Picture Credit: Yui Mok - WPA Pool/Getty Images

Speak loudly, and carry a small stick

The Tory Party under Rishi Sunak has been all bark and no bite

Artillery Row

One very strange feature of this Government, for those who’s sad duty it is to report closely on it, is the gulf between its actual record and the hysterical tone of much of the coverage.

Rishi Sunak is about as technocratic a prime minister as it is possible to imagine. Even in the face of mounting political pressure and increasingly severe failings in the United Kingdom’s political economy, his focus (whenever he gets the choice) is always on tinkering at the edges and trying to uphold the status quo.

The Conservatives only have themselves to blame

His big set-piece speech to the Conservative Party Conference in October certainly opened boldly, condemning the way that Britain has been governed for the past 30 years. But the substance was a complete non-sequitur: scrapping HS2, overhauling A Levels, and trying (very badly) to ban smoking.

On immigration, his critics will point to the Rwanda Scheme. But notwithstanding that such policies are increasingly being explored in other countries (and so can hardly be called ‘extremist’), such attacks miss the fact that his focus on small boats is an attempt to draw attention away from his policies on legal migration, which as Blob-ish as they come.

Just the other week, he and James Cleverly managed to get the Migration Advisory Committee to counsel against scrapping the graduate visa – a policy it really, really doesn’t like – by framing the question in terms of maintaining exactly the same number of international students as now.

More broadly, as a creature of the Treasury the Prime Minister is entirely at ease with mass immigration, which has always been the surest short-term way to prop up dubiously-productive businesses and universities and pad the GDP figures.

Even on Rwanda, I’ve had it from government insiders that Sunak was a few months ago privately reassuring ministers that they wouldn’t have to implement it, suggesting he hoped the Bill would be killed off by the House of Lords.

So whence all the hysterical coverage? Well, in truth the Conservatives only have themselves to blame. The idea that this is a government of the radical right is an illusion, but an illusion that ministers and journalists have tacitly collaborated in peddling. As I recently explained:

Populism is one of those political words that conceals as much as it illuminates… But one version of it I’ve found useful when writing about the Conservative party is its current habit – on issue after issue – of speaking loudly while carrying a very small stick.

On issue after issue, the Conservatives have resorted to talking a big game to try and cover for the lack of a substantial policy programme on the things that matter most to right-leaning voters. Indeed this has almost been baked in to the very structure of government, with successive home secretaries appointed to appease the right whilst other departments (principally Business, Education, and the Treasury) undermine any serious effort to get a grip on immigration.

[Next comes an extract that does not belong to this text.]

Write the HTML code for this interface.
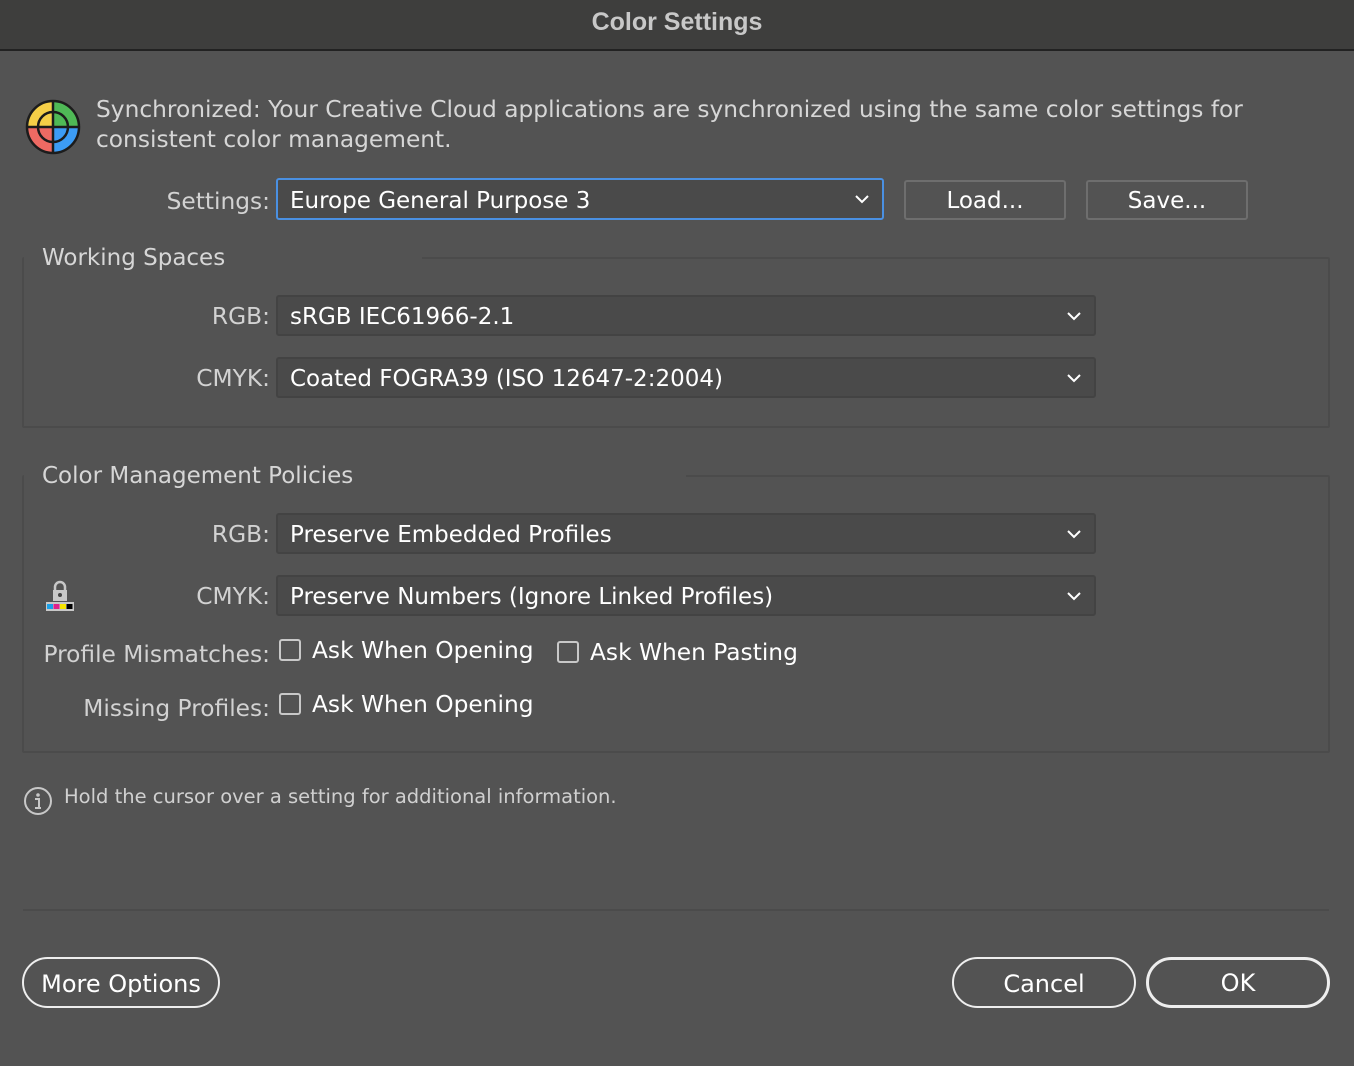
<!DOCTYPE html>
<html><head><style>
*{margin:0;padding:0;box-sizing:border-box}
body{width:1354px;height:1066px;background:#535353;font-family:"DejaVu Sans",sans-serif;color:#d6d6d6;position:relative;overflow:hidden}
.a{position:absolute;white-space:nowrap}
.title{left:0;top:0;width:1354px;height:51px;background:#3e3e3d;border-bottom:2px solid #222;text-align:center;font-family:"Liberation Sans",sans-serif;font-size:25px;font-weight:bold;line-height:44px;color:#c8c8c8}
.lbl{font-size:23.3px;color:#d2d2d2;text-align:right;line-height:42px}
.dd{background:#4a4a4a;border:2px solid #434343;border-radius:3px;color:#fff;font-size:23px;line-height:40px;padding-left:12px}
.dd svg{position:absolute;right:12px;top:14px}
.grp{border:2px solid #4b4b4b;border-radius:2px}
.gl{font-size:23px;color:#d6d6d6;background:#535353;padding:0 18px 0 18px;line-height:30px}
.btn{border:2px solid #6e6e6e;border-radius:3px;color:#fff;font-size:23px;text-align:center;line-height:38px}
.pill{border:2px solid #eee;border-radius:26px;color:#fff;font-size:24px;text-align:center;line-height:50px}
.cb{width:22px;height:22px;border:2px solid #c8c8c8;border-radius:3px}
.ct{font-size:23.3px;color:#fff;line-height:32px}
</style></head><body>
<div class="a title">Color Settings</div>

<svg class="a" style="left:25px;top:99px" width="56" height="56" viewBox="0 0 56 56">
<path d="M28 28V2A26 26 0 0 0 2 28Z" fill="#f5cf47"/><path d="M28 28V2A26 26 0 0 1 54 28Z" fill="#4fb956"/>
<path d="M28 28H2A26 26 0 0 0 28 54Z" fill="#ee6a63"/><path d="M28 28H54A26 26 0 0 1 28 54Z" fill="#3c9cf5"/>
<circle cx="28" cy="28" r="26" fill="none" stroke="#1c1c1c" stroke-width="2.5"/>
<circle cx="28" cy="28" r="15" fill="none" stroke="#1c1c1c" stroke-width="2.5"/>
<path d="M28 2V54M2 28H54" stroke="#1c1c1c" stroke-width="2.5"/></svg>
<div class="a" style="left:96px;top:95px;font-size:23.3px;line-height:30px;color:#d6d6d6">Synchronized: Your Creative Cloud applications are synchronized using the same color settings for<br>consistent color management.</div>

<div class="a lbl" style="left:60px;width:210px;top:181px">Settings:</div>
<div class="a dd" style="left:276px;top:178px;width:608px;height:42px;border-color:#4a90e2;line-height:42px">Europe General Purpose 3<svg width="16" height="10"><path d="M2 2l6 6 6-6" fill="none" stroke="#fff" stroke-width="2"/></svg></div>
<div class="a btn" style="left:904px;top:180px;width:162px;height:40px">Load...</div>
<div class="a btn" style="left:1086px;top:180px;width:162px;height:40px">Save...</div>

<div class="a grp" style="left:22px;top:257px;width:1308px;height:171px"></div>
<div class="a gl" style="left:24px;top:243px;width:398px">Working Spaces</div>
<div class="a lbl" style="left:60px;width:210px;top:296px">RGB:</div>
<div class="a dd" style="left:276px;top:295px;width:820px;height:41px">sRGB IEC61966-2.1<svg width="16" height="10"><path d="M2 2l6 6 6-6" fill="none" stroke="#fff" stroke-width="2"/></svg></div>
<div class="a lbl" style="left:60px;width:210px;top:358px">CMYK:</div>
<div class="a dd" style="left:276px;top:357px;width:820px;height:41px">Coated FOGRA39 (ISO 12647-2:2004)<svg width="16" height="10"><path d="M2 2l6 6 6-6" fill="none" stroke="#fff" stroke-width="2"/></svg></div>

<div class="a grp" style="left:22px;top:475px;width:1308px;height:278px"></div>
<div class="a gl" style="left:24px;top:461px;width:662px">Color Management Policies</div>
<div class="a lbl" style="left:60px;width:210px;top:514px">RGB:</div>
<div class="a dd" style="left:276px;top:513px;width:820px;height:41px">Preserve Embedded Profiles<svg width="16" height="10"><path d="M2 2l6 6 6-6" fill="none" stroke="#fff" stroke-width="2"/></svg></div>
<svg class="a" style="left:45px;top:579px" width="30" height="34" viewBox="0 0 30 34">
<path d="M10 11V8a5 5 0 0 1 10 0v3" fill="none" stroke="#c8c8c8" stroke-width="2.5"/>
<rect x="8" y="11" width="14" height="11" fill="#c8c8c8"/><circle cx="15" cy="16" r="2" fill="#444"/>
<rect x="1" y="23" width="28" height="9" fill="#c8c8c8"/>
<rect x="2" y="25" width="6" height="5" fill="#1aa0e8"/><rect x="8.5" y="25" width="6" height="5" fill="#e0218a"/><rect x="15" y="25" width="6" height="5" fill="#f7e600"/><rect x="21.5" y="25" width="6" height="5" fill="#000"/></svg>
<div class="a lbl" style="left:60px;width:210px;top:576px">CMYK:</div>
<div class="a dd" style="left:276px;top:575px;width:820px;height:41px">Preserve Numbers (Ignore Linked Profiles)<svg width="16" height="10"><path d="M2 2l6 6 6-6" fill="none" stroke="#fff" stroke-width="2"/></svg></div>

<div class="a lbl" style="left:10px;width:260px;top:634px">Profile Mismatches:</div>
<div class="a cb" style="left:279px;top:639px"></div>
<div class="a ct" style="left:312px;top:635px">Ask When Opening</div>
<div class="a cb" style="left:557px;top:641px"></div>
<div class="a ct" style="left:590px;top:637px">Ask When Pasting</div>
<div class="a lbl" style="left:10px;width:260px;top:688px">Missing Profiles:</div>
<div class="a cb" style="left:279px;top:693px"></div>
<div class="a ct" style="left:312px;top:689px">Ask When Opening</div>

<svg class="a" style="left:23px;top:786px" width="30" height="30"><circle cx="15" cy="15" r="13" fill="none" stroke="#c8c8c8" stroke-width="2"/><circle cx="15" cy="9" r="1.8" fill="#c8c8c8"/><path d="M12 13h4v9M12 22h6" fill="none" stroke="#c8c8c8" stroke-width="2"/></svg>
<div class="a" style="left:64px;top:785px;font-size:19.5px;color:#d0d0d0">Hold the cursor over a setting for additional information.</div>

<div class="a" style="left:23px;top:909px;width:1306px;height:2px;background:#4b4b4b"></div>
<div class="a pill" style="left:22px;top:957px;width:198px;height:51px">More Options</div>
<div class="a pill" style="left:952px;top:957px;width:184px;height:51px">Cancel</div>
<div class="a pill" style="left:1146px;top:957px;width:184px;height:51px;border-width:3px;line-height:46px">OK</div>
</body></html>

Politicians and the press are engaged in a mutually-beneficial game of let’s pretend

We can see it on the policy side, too. Last August, the Government announced a significant reform to how early release works. Instead of qualifying automatically upon having served half their sentence, as previously, the threshold was raised to two-thirds.

On paper, that sounds great – I’m sure we’ve all seen story after story about someone who committed a horrible crime being let out after an absurdly short spell inside. 

But it was all smoke and mirrors. The only immediate consequence was to spark panic in a prison service that was already grappling with an acute shortage of places – a shortage which has for years led judges to hand down lenient sentences. In the weeks before Sunak announced the general election, the press reported that ministers have quietly extended an emergency scheme to let people out early, and that chief constables have been advised to pause “low priority” arrests. 

Likewise, innumerable promises to crack down on the use of hotels by asylum seekers have come and gone, because the Government refuses to bite the bullet and invest in a purpose-built immigration detention estate.

You can see why it might suit ministers to have progressive commentators howling about rule by the extreme right than acknowledging the truth: that they have ended up being soft on immigration and crime because of a chronic refusal to face down vested interests or deliver adequate capital spending. 

But such vibes-based reporting leads to vibes-based politics, and that’s bad for democracy. Voters can’t make an informed decision, and parties aren’t forced to offer them a meaningful choice, if politicians and the press are engaged in a mutually-beneficial game of let’s pretend.